Dec 4, 2024
9:00am - 9:30am
Hynes, Level 2, Room 208
Katharine Flores1,Katharine Padilla1,Nur Octoviawan1,Mu Li1,Pravan Omprakash1,John Cavin1,Rohan Mishra1
Washington University in St. Louis1
Katharine Flores1,Katharine Padilla1,Nur Octoviawan1,Mu Li1,Pravan Omprakash1,John Cavin1,Rohan Mishra1
Washington University in St. Louis1
The design of high entropy alloys often focuses on identifying near-equiatomic solid solution alloys; expanding these to include multiphase microstructures offers the opportunity to further enhance and control properties. Designing such multiphase, multi-principal element alloys (MPEAs) requires the ability to efficiently survey compositional space for phases and microstructures of interest using integrated experimental and computational methods. Guided by DFT and thermodynamic models of phase stability, our group applies a laser deposition-based synthesis method to rapidly produce alloy libraries with varying compositions.
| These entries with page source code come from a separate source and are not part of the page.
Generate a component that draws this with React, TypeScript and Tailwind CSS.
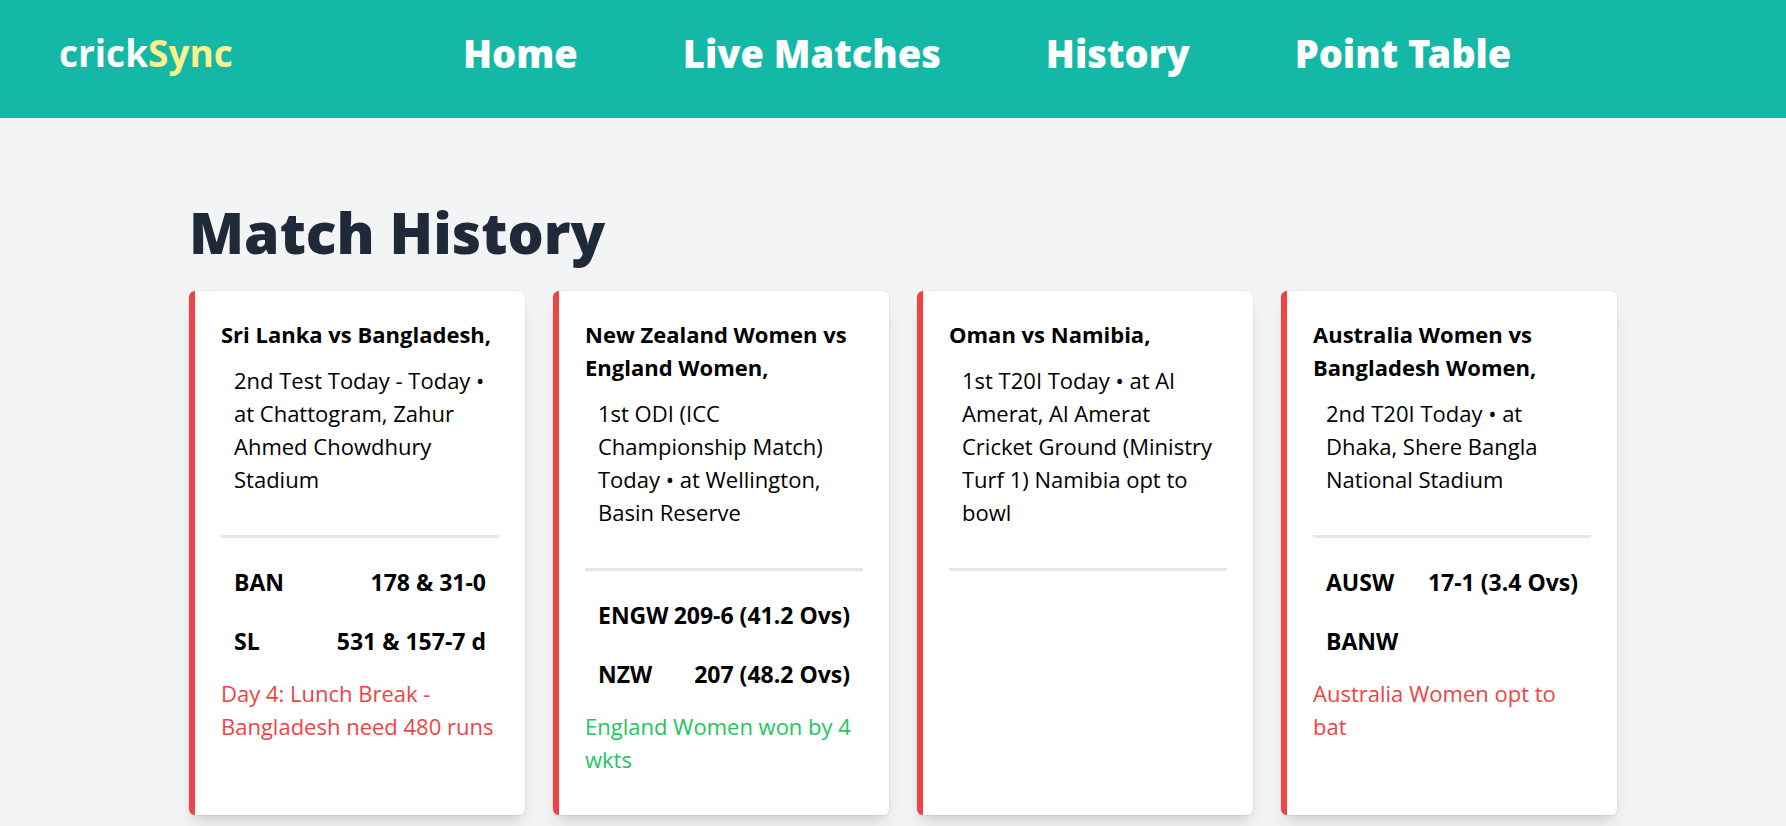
type Status = { text: string; won: boolean };

type Match = {
  title: string;
  details: string;
  scores: { team: string; score: string }[];
  status?: Status;
};

const navLinks = ["Home", "Live Matches", "History", "Point Table"];

const matches: Match[] = [
  {
    title: "Sri Lanka vs Bangladesh,",
    details: "2nd Test Today - Today • at Chattogram, Zahur Ahmed Chowdhury Stadium",
    scores: [
      { team: "BAN", score: "178 & 31-0" },
      { team: "SL", score: "531 & 157-7 d" },
    ],
    status: { text: "Day 4: Lunch Break - Bangladesh need 480 runs", won: false },
  },
  {
    title: "New Zealand Women vs England Women,",
    details: "1st ODI (ICC Championship Match) Today • at Wellington, Basin Reserve",
    scores: [
      { team: "ENGW", score: "209-6 (41.2 Ovs)" },
      { team: "NZW", score: "207 (48.2 Ovs)" },
    ],
    status: { text: "England Women won by 4 wkts", won: true },
  },
  {
    title: "Oman vs Namibia,",
    details:
      "1st T20I Today • at Al Amerat, Al Amerat Cricket Ground (Ministry Turf 1) Namibia opt to bowl",
    scores: [],
  },
  {
    title: "Australia Women vs Bangladesh Women,",
    details: "2nd T20I Today • at Dhaka, Shere Bangla National Stadium",
    scores: [
      { team: "AUSW", score: "17-1 (3.4 Ovs)" },
      { team: "BANW", score: "" },
    ],
    status: { text: "Australia Women opt to bat", won: false },
  },
];

function Header() {
  return (
    <header className="flex items-start bg-[#14b8a6] px-[59px] pt-[26px] pb-[38px] leading-[54px] text-white">
      <a href="#home" className="w-[404px] shrink-0 text-[37px] font-bold">
        crick<span className="text-[#fef08a]">Sync</span>
      </a>
      <nav className="flex gap-[105px] font-['Noto_Sans',sans-serif] text-[38px] font-black whitespace-nowrap">
        {navLinks.map((label) => (
          <a key={label} href="#">
            {label}
          </a>
        ))}
      </nav>
    </header>
  );
}

function MatchCard({ match }: { match: Match }) {
  return (
    <article className="rounded-md border-l-6 border-[#ef4444] bg-white px-[26px] pt-[27px] pb-[39px] shadow-[0_0_0_1px_rgba(0,0,0,0.04),0_14px_20px_-4px_rgba(0,0,0,0.1),0_6px_8px_-5px_rgba(0,0,0,0.1)]">
      <h2 className="font-bold">{match.title}</h2>
      <p className="p-[13px]">{match.details}</p>
      <hr className="mt-[26px] mb-[15px] border-t-3 border-[#e5e7eb]" />
      {match.scores.map(({ team, score }) => (
        <div key={team} className="flex justify-between p-[13px] text-[23px] leading-[33px] font-bold whitespace-nowrap">
          <span>{team}</span>
          <span>{score}</span>
        </div>
      ))}
      {match.status && (
        <p className={match.status.won ? "mt-[6px] text-[#22c55e]" : "mt-[6px] text-[#ef4444]"}>
          {match.status.text}
        </p>
      )}
    </article>
  );
}

export default function App() {
  return (
    <div className="min-h-screen bg-[#f3f4f6] font-['Open_Sans',sans-serif] text-[22px] leading-[33px] text-black">
      <Header />
      <main className="mx-auto max-w-[1448px] pt-[78px] pb-3 pl-5">
        <h1 className="font-['Noto_Sans',sans-serif] text-[57px] leading-[72px] font-black text-[#1f2937]">Match History</h1>
        <div className="mt-[23px] grid grid-cols-4 gap-7">
          {matches.map((match) => (
            <MatchCard key={match.title} match={match} />
          ))}
        </div>
      </main>
    </div>
  );
}
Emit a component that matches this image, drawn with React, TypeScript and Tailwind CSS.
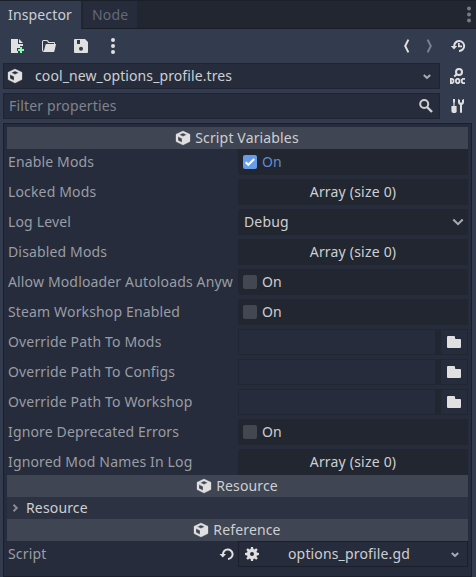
import type { ReactNode } from 'react';

type IconProps = { children: ReactNode; className?: string };

function Icon({ children, className = '' }: IconProps) {
  return (
    <svg width="16" height="16" viewBox="0 0 16 16" fill="#e0e0e0" className={`block shrink-0 ${className}`}>
      {children}
    </svg>
  );
}

function CubeIcon() {
  return (
    <Icon>
      <path
        fillRule="evenodd"
        d="M8 1 15 4.3V11.6L8 15 1 11.6V4.3ZM8 3 4.4 4.7 8 6.4 11.6 4.7ZM3 6.5V10.4L7 12.4V8.5Z"
        stroke="#e0e0e0"
        strokeWidth=".3"
        strokeLinejoin="round"
      />
    </Icon>
  );
}

function SmallArrow() {
  return (
    <Icon>
      <path d="M4.8 7 8 10 11.2 7" fill="none" stroke="#a9acb3" strokeWidth="2" />
    </Icon>
  );
}

function FolderIcon() {
  return (
    <Icon>
      <path d="M2 2a1 1 0 0 0-1 1v10a1 1 0 0 0 1 1h12a1 1 0 0 0 1-1V6a1 1 0 0 0-1-1h-4a1 1 0 0 1-1-1V3a1 1 0 0 0-1-1Z" />
    </Icon>
  );
}

function Row({ label, children }: { label: string; children: ReactNode }) {
  return (
    <div className="mb-1 flex h-[26px] last:mb-0">
      <div className="w-[231px] shrink-0 overflow-hidden pl-px pr-[5px] leading-[25px] text-[#9a9da5]">
        <div className="overflow-hidden whitespace-nowrap">{label}</div>
      </div>
      {children}
    </div>
  );
}

function Toggle({ on = false }: { on?: boolean }) {
  return (
    <div className="flex flex-1 items-center bg-[#222630] pl-[5px]">
      <div className={`h-[14px] w-[14px] rounded-[2px] ${on ? 'bg-[#699ce8]' : 'bg-[#43474f]'}`}>
        {on && (
          <svg width="14" height="14" viewBox="0 0 14 14" className="block">
            <path d="M2.7 7.2 5.3 9.8 11.2 4" fill="none" stroke="#fff" strokeWidth="2" />
          </svg>
        )}
      </div>
      <span className={`ml-[5px] leading-[24px] ${on ? 'text-[#5f8cd0]' : ''}`}>On</span>
    </div>
  );
}

function ArrayValue() {
  return <div className="flex-1 bg-[#222630] text-center leading-[25px] tracking-[0.2px]">Array (size 0)</div>;
}

function PathValue() {
  return (
    <div className="flex flex-1 bg-[#222630] p-px">
      <div className="w-[196px] bg-[#262c3b]" />
      <div className="ml-[6px] flex flex-1 items-center justify-center bg-[#262c3b]">
        <FolderIcon />
      </div>
    </div>
  );
}

function Category({ title }: { title: string }) {
  return (
    <div className="flex h-[22px] items-center justify-center gap-1 bg-[#404553] pr-px leading-[22px]">
      <CubeIcon />
      {title}
    </div>
  );
}

export default function App() {
  return (
    <div className="flex h-[577px] w-[476px] flex-col overflow-hidden bg-[#333b4f] font-['Noto_Sans',sans-serif] text-[14px] tracking-[0.15px] text-[#cdcfd2]">
      <div className="flex h-[29px] border-t border-[#1b1f29] bg-[#222630] leading-[27px]">
        <div className="w-[81px] bg-[#333b4f] pl-2">Inspector</div>
        <div className="flex flex-1 border-b border-[#191d26] pl-[2px]">
          <div className="w-[54px] bg-[#262c3b] pl-[9px] text-[#656974]">Node</div>
          <div className="flex flex-1 items-center justify-end">
            <svg width="16" height="18" viewBox="0 0 16 18" fill="#777b84" className="block">
              <circle cx="9" cy="2.5" r="2" />
              <circle cx="9" cy="8.5" r="2" />
              <circle cx="9" cy="14.5" r="2" />
            </svg>
          </div>
        </div>
      </div>

      <div className="flex h-[34px] items-center pl-[9px] pr-[10px]">
        <Icon>
          <path d="M2 1v14h7v-2H8v-3h3V8h3V6H9V1Zm8 0v4h4Z" />
          <path d="M11 9h2v2h2v2h-2v2h-2v-2H9v-2h2Z" fill="#84ffb1" />
        </Icon>
        <Icon className="ml-4">
          <path
            fillRule="evenodd"
            d="M2.5 2A1.5 1.5 0 0 0 1 3.5V12a2 2 0 0 0 2 2h9.5a1 1 0 0 0 .9-.7L15 6.6A.5.5 0 0 0 14.5 6H14V5a1 1 0 0 0-1-1H8L7 2.6A1.3 1.3 0 0 0 6 2ZM2.6 3H5.7L7.3 5H13V6H5.5a1 1 0 0 0-1 .7L3 12.4a.5.5 0 0 1-1-.2V3.6a.6.6 0 0 1 .6-.6Z"
          />
        </Icon>
        <Icon className="ml-4">
          <path
            fillRule="evenodd"
            d="M2 1a1 1 0 0 0-1 1v12a1 1 0 0 0 1 1h12a1 1 0 0 0 1-1V4l-3-3ZM4 2h5v4H4Zm4 6.8a2 2 0 1 1 0 4 2 2 0 0 1 0-4Z"
          />
          <path d="M7 2h2v4H7Z" />
        </Icon>
        <Icon className="ml-4">
          <circle cx="8" cy="2" r="2" />
          <circle cx="8" cy="8" r="2" />
          <circle cx="8" cy="14" r="2" />
        </Icon>
        <div className="flex-1" />
        <Icon className="mr-2">
          <path d="M11.4 1.6 8.2 8 11.4 14.4" fill="none" stroke="#e0e0e0" strokeWidth="2" />
        </Icon>
        <Icon className="mr-[13px]">
          <path d="M6.6 1.6 9.8 8 6.6 14.4" fill="none" stroke="#7d818b" strokeWidth="2" />
        </Icon>
        <Icon>
          <path d="M4.2 8.5A5 5 0 1 1 9 13" fill="none" stroke="#e0e0e0" strokeWidth="2" />
          <path d="M.8 8h6.4L4 11.5ZM8 5h1.7v2.6H12v1.6H8Z" />
        </Icon>
      </div>

      <div className="flex h-[26px] pl-[3px] pr-[10px]">
        <div className="flex w-[437px] items-center border border-[#202430] bg-[#262c3b] pl-[3px] pr-[4px]">
          <CubeIcon />
          <span className="ml-3 flex-1 leading-[24px] tracking-[0.1px]">cool_new_options_profile.tres</span>
          <SmallArrow />
        </div>
        <div className="ml-[9px] flex items-center">
          <Icon>
            <circle cx="10" cy="4" r="3" fill="none" stroke="#e0e0e0" strokeWidth="2" />
            <path d="M7.8 6.2 5.2 8.6" stroke="#e0e0e0" strokeWidth="2" />
            <path
              d="M1.9 10.9v4.2h1a1.6 1.6 0 0 0 1.6-1.6v-1a1.6 1.6 0 0 0-1.6-1.6ZM8 10.9h1.4l1 1v2.2l-1 1H8l-1-1v-2.2ZM16 10.9h-2.2l-1 1v2.2l1 1H16"
              fill="none"
              stroke="#e0e0e0"
              strokeWidth="1.8"
            />
          </Icon>
        </div>
      </div>

      <div className="mt-1 flex h-[26px] pl-[3px] pr-[10px]">
        <div className="flex w-[437px] items-center border border-[#202430] bg-[#262c3b] pl-[5px] pr-[5px]">
          <span className="flex-1 leading-[24px] text-[#80848d]">Filter properties</span>
          <Icon>
            <circle cx="6.2" cy="6" r="4" fill="none" stroke="#cdcfd2" strokeWidth="2" />
            <path d="M9 9 14 14" stroke="#cdcfd2" strokeWidth="2.4" />
          </Icon>
        </div>
        <div className="ml-[9px] flex items-center">
          <Icon>
            <path d="M4 1h2v3l-.4 1v3H7.6v4.2A2 2 0 0 1 6 15H4a2 2 0 0 1-1.6-2.2V8h2V5L4 4Z" />
            <path d="M9 1v3.2A3 3 0 0 0 11 7v7a1 1 0 0 0 2 0V7a3 3 0 0 0 2-2.8V1l-2 1v2.5h-2V2Z" />
          </Icon>
        </div>
      </div>

      <div className="ml-[3px] mt-1 h-[454px] w-[469px] border border-[#1b1f29] bg-[#262c3b] px-[3px] pt-[3px]">
        <Category title="Script Variables" />
        <div>
          <Row label="Enable Mods"><Toggle on /></Row>
          <Row label="Locked Mods"><ArrayValue /></Row>
          <Row label="Log Level">
            <div className="flex flex-1 items-center bg-[#222630] pl-[6px] pr-[2px]">
              <span className="flex-1 leading-[24px]">Debug</span>
              <Icon>
                <path d="M3.3 5.5 8 10.2 12.7 5.5" fill="none" stroke="#a9acb3" strokeWidth="2" />
              </Icon>
            </div>
          </Row>
          <Row label="Disabled Mods"><ArrayValue /></Row>
          <Row label="Allow Modloader Autoloads Anyw"><Toggle /></Row>
          <Row label="Steam Workshop Enabled"><Toggle /></Row>
          <Row label="Override Path To Mods"><PathValue /></Row>
          <Row label="Override Path To Configs"><PathValue /></Row>
          <Row label="Override Path To Workshop"><PathValue /></Row>
          <Row label="Ignore Deprecated Errors"><Toggle /></Row>
          <Row label="Ignored Mod Names In Log"><ArrayValue /></Row>
        </div>
        <Category title="Resource" />
        <div className="flex h-[22px] items-center bg-[#2c3241] leading-[22px]">
          <Icon>
            <path d="M6.5 4.7 9.8 8 6.5 11.3" fill="none" stroke="#888c95" strokeWidth="2" />
          </Icon>
          <span className="ml-[3px]">Resource</span>
        </div>
        <Category title="Reference" />
        <div className="flex h-[26px] items-center">
          <span className="w-[212px] pl-px leading-[24px] text-[#9a9da5]">Script</span>
          <Icon>
            <path d="M4 8.5A4.8 4.8 0 1 1 9 13" fill="none" stroke="#e0e0e0" strokeWidth="2" />
            <path d="M.5 8h6.6L3.8 11.6Z" />
          </Icon>
          <div className="ml-[3px] flex h-[26px] flex-1 items-center border border-[#1b1f29] bg-[#262c3b] pl-[5px] pr-[4px]">
            <Icon>
              <path
                fillRule="evenodd"
                d="M7 1h2l.4 2.1 1 .4 1.8-1.2 1.5 1.5-1.2 1.8.4 1L15 7v2l-2.1.4-.4 1 1.2 1.8-1.5 1.5-1.8-1.2-1 .4L9 15H7l-.4-2.1-1-.4-1.8 1.2-1.5-1.5 1.2-1.8-.4-1L1 9V7l2.1-.4.4-1-1.2-1.8 1.5-1.5 1.8 1.2 1-.4ZM8 6a2 2 0 1 0 0 4 2 2 0 0 0 0-4Z"
              />
            </Icon>
            <span className="flex-1 pr-[9px] text-center leading-[24px]">options_profile.gd</span>
            <SmallArrow />
          </div>
        </div>
      </div>
    </div>
  );
}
Processing parameters, including the laser power, travel speed, powder feed rate, and deposition order are varied, and their influence on the resulting microstructure and mechanical properties are assessed. This talk will focus on studies of the Nb-V-Zr-X system (X = Ti, Ta, Mo), which generally forms one or more BCC phases interspersed with intermetallic (Laves) phases. Compositional segregation and interphase boundary structures are examined in light of local measurements of mechanical behavior of the as-deposited and annealed materials. This work provides guidelines for predicting compositional effects on microstructure and properties, which will accelerate the design of MPEAs for high-temperature applications.